- Your task -
Give a count of the lines below that have the string "screenshot" in them, with no other words.

- Extracted material -
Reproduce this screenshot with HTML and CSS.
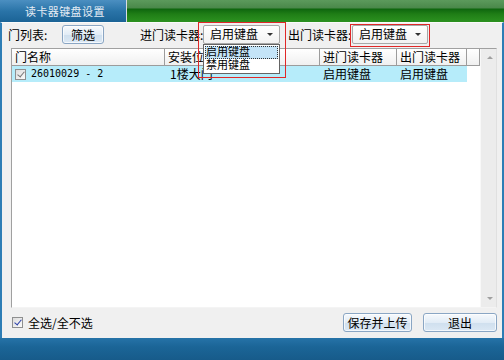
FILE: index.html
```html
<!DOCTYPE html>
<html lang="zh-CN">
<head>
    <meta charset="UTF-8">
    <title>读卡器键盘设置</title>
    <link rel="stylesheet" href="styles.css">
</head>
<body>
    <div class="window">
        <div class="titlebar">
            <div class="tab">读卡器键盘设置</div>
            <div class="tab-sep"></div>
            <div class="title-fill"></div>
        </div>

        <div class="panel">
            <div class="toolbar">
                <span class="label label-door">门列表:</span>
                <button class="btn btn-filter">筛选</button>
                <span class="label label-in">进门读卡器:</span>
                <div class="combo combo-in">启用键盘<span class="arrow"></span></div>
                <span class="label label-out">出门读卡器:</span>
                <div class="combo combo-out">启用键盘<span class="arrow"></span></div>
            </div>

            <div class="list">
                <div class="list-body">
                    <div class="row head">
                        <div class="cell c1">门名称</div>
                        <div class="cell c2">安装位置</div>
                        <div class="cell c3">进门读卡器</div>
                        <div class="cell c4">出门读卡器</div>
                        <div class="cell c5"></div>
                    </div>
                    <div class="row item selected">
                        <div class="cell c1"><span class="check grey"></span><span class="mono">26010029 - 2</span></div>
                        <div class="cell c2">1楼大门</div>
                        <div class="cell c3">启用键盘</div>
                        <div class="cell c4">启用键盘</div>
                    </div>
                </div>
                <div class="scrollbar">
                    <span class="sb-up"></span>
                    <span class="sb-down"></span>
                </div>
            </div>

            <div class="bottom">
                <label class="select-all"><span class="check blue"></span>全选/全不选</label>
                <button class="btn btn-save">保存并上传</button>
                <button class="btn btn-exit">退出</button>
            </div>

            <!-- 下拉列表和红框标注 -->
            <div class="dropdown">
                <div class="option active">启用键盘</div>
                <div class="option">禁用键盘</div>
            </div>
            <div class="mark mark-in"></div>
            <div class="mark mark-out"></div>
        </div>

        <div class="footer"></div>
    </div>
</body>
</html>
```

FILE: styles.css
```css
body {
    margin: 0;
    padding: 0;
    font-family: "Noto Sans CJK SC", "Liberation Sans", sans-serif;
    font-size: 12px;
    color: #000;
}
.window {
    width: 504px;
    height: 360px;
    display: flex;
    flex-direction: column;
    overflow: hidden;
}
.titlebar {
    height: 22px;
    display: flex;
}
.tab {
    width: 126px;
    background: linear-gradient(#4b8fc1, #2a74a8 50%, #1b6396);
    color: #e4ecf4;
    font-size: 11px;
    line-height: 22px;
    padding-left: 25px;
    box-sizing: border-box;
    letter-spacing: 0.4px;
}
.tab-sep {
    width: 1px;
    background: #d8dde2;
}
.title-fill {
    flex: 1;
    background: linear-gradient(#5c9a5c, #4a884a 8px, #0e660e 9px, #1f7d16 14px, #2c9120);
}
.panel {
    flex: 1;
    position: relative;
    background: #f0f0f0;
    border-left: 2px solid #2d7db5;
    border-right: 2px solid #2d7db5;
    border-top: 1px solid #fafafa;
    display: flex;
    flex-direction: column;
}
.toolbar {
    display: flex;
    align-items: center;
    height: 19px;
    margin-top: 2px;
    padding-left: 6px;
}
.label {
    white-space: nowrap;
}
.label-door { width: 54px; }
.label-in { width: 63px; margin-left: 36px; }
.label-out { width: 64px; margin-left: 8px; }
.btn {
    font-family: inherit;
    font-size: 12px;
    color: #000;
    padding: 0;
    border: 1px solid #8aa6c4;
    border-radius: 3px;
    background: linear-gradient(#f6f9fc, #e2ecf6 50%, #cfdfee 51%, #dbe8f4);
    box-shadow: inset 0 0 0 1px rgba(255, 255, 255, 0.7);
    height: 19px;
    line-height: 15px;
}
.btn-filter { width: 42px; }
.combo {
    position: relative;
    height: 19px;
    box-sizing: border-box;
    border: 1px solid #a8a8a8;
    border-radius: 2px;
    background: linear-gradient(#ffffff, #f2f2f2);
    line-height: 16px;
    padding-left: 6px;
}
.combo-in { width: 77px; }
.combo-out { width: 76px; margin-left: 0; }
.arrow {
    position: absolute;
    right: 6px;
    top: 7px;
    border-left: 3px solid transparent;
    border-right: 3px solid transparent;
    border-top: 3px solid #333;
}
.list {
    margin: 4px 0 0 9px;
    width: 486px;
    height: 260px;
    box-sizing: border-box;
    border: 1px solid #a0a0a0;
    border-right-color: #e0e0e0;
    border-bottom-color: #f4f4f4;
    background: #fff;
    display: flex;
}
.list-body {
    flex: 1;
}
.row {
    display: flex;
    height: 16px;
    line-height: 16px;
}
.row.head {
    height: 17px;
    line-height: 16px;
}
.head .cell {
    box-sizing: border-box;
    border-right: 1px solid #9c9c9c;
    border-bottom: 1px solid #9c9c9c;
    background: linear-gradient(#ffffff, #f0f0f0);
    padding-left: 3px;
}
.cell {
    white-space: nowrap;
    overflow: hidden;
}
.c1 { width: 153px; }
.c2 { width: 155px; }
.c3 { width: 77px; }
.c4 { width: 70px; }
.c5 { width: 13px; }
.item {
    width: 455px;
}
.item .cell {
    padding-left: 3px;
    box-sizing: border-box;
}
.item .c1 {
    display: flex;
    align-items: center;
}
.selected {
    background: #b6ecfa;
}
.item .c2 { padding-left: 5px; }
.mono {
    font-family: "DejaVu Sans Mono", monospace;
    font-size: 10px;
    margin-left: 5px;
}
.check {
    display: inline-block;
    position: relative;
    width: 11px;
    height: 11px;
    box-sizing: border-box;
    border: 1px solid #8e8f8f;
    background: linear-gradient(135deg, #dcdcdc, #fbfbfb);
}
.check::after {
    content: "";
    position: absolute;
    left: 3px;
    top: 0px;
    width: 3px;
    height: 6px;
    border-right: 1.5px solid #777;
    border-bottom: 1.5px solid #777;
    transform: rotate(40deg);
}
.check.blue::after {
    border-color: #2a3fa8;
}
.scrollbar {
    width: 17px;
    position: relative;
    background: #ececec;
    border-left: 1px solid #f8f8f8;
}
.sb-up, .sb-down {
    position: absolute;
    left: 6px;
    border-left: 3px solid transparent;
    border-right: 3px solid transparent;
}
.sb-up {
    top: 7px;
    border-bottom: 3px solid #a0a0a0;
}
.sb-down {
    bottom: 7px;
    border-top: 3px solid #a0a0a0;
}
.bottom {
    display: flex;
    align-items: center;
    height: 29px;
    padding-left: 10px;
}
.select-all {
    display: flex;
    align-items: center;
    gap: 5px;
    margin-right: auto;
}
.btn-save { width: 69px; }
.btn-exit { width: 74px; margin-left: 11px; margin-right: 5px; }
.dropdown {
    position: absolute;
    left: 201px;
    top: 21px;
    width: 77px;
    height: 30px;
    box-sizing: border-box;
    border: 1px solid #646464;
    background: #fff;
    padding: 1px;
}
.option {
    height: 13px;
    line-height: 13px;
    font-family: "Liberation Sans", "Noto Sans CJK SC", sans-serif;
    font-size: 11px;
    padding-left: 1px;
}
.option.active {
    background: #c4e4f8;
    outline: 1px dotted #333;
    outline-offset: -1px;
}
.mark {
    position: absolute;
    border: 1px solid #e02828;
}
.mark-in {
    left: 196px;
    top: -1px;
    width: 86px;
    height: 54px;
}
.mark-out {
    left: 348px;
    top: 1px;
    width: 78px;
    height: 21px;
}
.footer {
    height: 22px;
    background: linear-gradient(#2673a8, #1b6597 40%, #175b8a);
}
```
...
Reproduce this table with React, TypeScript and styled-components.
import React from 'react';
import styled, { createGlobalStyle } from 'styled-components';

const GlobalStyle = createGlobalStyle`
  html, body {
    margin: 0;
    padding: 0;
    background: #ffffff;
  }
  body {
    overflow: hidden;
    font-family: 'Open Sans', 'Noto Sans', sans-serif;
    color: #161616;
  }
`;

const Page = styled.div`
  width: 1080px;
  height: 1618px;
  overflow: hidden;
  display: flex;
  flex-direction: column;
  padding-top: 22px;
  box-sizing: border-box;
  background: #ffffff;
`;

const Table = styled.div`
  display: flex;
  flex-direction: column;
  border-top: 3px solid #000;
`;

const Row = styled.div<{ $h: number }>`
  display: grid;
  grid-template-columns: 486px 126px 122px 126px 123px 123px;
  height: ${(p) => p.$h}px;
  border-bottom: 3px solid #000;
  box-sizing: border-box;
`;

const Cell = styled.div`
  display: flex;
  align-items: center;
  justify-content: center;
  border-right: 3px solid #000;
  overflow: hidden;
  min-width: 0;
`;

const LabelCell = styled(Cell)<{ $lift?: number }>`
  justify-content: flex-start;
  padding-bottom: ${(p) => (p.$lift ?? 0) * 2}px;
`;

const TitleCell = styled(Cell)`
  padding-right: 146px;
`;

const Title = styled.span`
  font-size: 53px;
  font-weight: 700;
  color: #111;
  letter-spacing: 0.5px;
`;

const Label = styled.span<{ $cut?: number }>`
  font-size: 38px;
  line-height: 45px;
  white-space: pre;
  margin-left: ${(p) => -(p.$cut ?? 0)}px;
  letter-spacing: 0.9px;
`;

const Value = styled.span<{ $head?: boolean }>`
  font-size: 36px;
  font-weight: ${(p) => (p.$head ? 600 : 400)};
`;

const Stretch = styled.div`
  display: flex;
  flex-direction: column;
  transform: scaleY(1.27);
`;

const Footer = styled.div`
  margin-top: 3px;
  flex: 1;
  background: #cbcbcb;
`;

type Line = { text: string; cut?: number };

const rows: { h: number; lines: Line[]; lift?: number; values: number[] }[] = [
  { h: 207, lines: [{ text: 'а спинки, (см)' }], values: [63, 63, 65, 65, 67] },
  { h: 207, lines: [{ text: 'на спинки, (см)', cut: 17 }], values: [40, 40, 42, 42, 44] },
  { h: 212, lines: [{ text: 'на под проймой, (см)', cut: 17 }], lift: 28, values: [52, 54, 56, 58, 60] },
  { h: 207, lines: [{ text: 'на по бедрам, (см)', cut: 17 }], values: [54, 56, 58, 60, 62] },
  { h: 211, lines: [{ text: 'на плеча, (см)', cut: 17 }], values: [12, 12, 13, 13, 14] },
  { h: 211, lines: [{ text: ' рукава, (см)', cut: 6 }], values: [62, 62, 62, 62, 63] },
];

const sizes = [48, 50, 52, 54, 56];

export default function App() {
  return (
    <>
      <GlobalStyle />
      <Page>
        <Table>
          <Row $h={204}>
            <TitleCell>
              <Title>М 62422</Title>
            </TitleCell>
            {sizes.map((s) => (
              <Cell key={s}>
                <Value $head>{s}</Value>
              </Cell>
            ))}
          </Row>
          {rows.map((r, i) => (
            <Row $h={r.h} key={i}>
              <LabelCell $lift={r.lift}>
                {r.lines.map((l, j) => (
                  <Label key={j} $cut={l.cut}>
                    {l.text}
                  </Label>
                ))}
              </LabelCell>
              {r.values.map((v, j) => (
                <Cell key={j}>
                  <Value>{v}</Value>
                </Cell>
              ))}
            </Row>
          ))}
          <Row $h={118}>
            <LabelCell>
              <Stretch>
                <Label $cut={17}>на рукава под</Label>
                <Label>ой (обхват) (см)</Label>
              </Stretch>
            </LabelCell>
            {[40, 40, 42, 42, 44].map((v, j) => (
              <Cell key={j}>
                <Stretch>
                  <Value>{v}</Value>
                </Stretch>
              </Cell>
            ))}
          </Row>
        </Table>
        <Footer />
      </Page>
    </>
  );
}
--
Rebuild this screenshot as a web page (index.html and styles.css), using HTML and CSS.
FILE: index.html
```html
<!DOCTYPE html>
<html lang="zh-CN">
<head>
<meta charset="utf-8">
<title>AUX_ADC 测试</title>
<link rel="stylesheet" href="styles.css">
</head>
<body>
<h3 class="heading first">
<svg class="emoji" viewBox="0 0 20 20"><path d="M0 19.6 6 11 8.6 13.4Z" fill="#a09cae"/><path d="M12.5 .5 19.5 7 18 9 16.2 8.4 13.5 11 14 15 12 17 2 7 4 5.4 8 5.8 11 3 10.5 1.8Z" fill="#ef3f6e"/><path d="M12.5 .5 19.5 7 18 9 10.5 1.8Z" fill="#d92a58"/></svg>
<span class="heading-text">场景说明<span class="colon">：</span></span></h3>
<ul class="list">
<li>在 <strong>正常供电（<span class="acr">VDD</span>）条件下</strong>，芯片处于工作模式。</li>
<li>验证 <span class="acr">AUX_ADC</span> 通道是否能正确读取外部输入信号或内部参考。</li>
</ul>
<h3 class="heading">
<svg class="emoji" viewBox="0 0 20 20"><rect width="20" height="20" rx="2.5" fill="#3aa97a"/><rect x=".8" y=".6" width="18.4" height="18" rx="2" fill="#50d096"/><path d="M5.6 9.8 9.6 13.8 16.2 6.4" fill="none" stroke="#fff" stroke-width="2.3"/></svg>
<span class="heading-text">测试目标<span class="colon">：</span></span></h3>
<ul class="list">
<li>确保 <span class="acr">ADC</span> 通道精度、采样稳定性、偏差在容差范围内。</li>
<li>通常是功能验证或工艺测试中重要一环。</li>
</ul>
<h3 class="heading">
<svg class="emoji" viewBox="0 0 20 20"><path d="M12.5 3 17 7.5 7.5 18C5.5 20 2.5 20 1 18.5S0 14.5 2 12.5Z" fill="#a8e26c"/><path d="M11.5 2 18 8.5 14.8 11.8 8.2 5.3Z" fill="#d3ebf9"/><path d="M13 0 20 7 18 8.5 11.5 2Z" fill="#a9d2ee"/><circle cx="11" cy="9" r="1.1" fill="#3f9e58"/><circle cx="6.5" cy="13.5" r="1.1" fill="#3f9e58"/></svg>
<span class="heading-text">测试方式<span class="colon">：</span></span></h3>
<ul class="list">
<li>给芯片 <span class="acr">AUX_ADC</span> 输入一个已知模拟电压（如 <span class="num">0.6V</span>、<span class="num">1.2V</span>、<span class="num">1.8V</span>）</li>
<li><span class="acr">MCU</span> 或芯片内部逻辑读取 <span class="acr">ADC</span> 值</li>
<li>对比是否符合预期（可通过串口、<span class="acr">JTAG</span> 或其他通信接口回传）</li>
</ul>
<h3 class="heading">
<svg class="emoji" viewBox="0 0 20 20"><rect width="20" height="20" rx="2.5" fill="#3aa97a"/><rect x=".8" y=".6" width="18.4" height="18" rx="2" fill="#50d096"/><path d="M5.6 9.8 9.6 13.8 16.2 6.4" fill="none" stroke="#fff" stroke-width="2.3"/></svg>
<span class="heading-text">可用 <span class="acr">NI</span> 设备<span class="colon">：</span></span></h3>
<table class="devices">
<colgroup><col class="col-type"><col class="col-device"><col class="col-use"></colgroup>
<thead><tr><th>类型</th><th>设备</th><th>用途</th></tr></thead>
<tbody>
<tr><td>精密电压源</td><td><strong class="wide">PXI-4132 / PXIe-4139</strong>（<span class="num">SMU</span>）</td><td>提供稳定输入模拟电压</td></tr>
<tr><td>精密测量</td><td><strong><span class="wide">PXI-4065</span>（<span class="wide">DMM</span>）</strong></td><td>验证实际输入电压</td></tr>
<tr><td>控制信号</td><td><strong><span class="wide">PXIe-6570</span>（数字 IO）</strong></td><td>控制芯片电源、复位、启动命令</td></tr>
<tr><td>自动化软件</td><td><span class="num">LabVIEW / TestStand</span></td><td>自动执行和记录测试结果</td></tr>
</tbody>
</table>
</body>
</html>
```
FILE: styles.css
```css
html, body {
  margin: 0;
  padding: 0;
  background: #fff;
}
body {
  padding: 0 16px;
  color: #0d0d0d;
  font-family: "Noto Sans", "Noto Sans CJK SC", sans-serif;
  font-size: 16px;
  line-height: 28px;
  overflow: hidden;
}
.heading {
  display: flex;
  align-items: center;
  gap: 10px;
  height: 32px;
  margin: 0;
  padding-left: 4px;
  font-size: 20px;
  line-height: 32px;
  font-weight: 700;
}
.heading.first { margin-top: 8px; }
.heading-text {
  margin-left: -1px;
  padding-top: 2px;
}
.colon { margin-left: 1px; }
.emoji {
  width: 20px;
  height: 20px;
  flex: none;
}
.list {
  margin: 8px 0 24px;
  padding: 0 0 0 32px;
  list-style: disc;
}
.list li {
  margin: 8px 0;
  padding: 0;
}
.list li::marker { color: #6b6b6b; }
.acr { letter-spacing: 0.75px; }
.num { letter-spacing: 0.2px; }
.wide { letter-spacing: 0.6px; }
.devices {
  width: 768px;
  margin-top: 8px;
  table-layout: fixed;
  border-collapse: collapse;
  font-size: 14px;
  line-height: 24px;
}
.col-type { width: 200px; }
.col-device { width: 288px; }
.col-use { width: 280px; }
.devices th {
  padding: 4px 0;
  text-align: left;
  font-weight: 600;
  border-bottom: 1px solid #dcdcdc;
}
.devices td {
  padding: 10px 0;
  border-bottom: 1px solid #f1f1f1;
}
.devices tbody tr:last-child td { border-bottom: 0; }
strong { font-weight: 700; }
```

- Reply -
2